By now employers know that regular supervisory training on sexual harassment prevention is a must. (If you need a refresher on the law, download this pamphlet.) Trainers like to trot out the familiar stories about plaintiffs’ attorneys telling employees to document harassment and make complaints. Or we are reminded about the EEOC’s outreach activities to educate potential plaintiffs.
I had an eye opening experience last week when I accompanied my 12-year-old daughter to a class at our church for middle school students. The class was to cover sexual abuse. The topic was covered in a very direct yet sensitive way. I don’t remember this being covered when I was in middle school back in the olden days but I am glad it is now.

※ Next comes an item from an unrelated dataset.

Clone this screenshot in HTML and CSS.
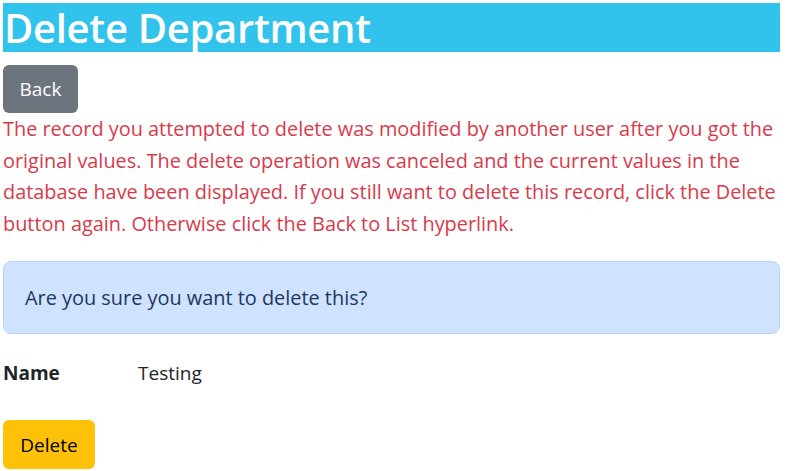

The real surprise for me was that after the sexual abuse video and post video discussion was another video. This one covered sexual harassment in middle school. The narrator told us that among students sexual harassment was most prevalent in middle school. She gave no statistics or citation to authority but I did find this study which likely confirms the assertion.
I was waiting to hear a tortured version of the employment law definition of sexual harassment. Surprisingly, the video described the basics in easy to understand and generally accurate terms. “No one has the right to touch you without your consent.” “No one has the right to say offensive things to you.” Some of the vignettes illustrated conduct that a court might not decide was based on sex. But the examples shown were certainly offensive and inappropriate so I’m fine with students being advised to object to it—even if technically isn’t sexual harassment in the legal sense.
Students were advised to tell the harasser to stop or complain to a person in authority. The big surprise was when the video showed the victim carefully jotting in a small notebook and the narrator instructed the viewers to keep notes or a journal of the harassment. This is a technique suggested by the lawyers who represent harassment victims and it may make a plaintiff into a better witness before the EEOC or a judge, jury or arbitrator.
Don’t get me wrong, I am not critical of the advice to middle school students—I hope my daughter was watching and listening carefully. But here is the news flash: based on the education our students are receiving at very early ages, employers need to remember that many future employees coming right out of school will have already attended a class on harassment—even before hearing about the company’s policy.
There are still employers of significant size that have no written policy, (or a poorly worded policy), on harassment or who have neglected supervisory training for a long time.
Bottom line: don’t be the first company to be a loser on the newest reality show: Are Your Supervisors Smarter than a Middle School Student?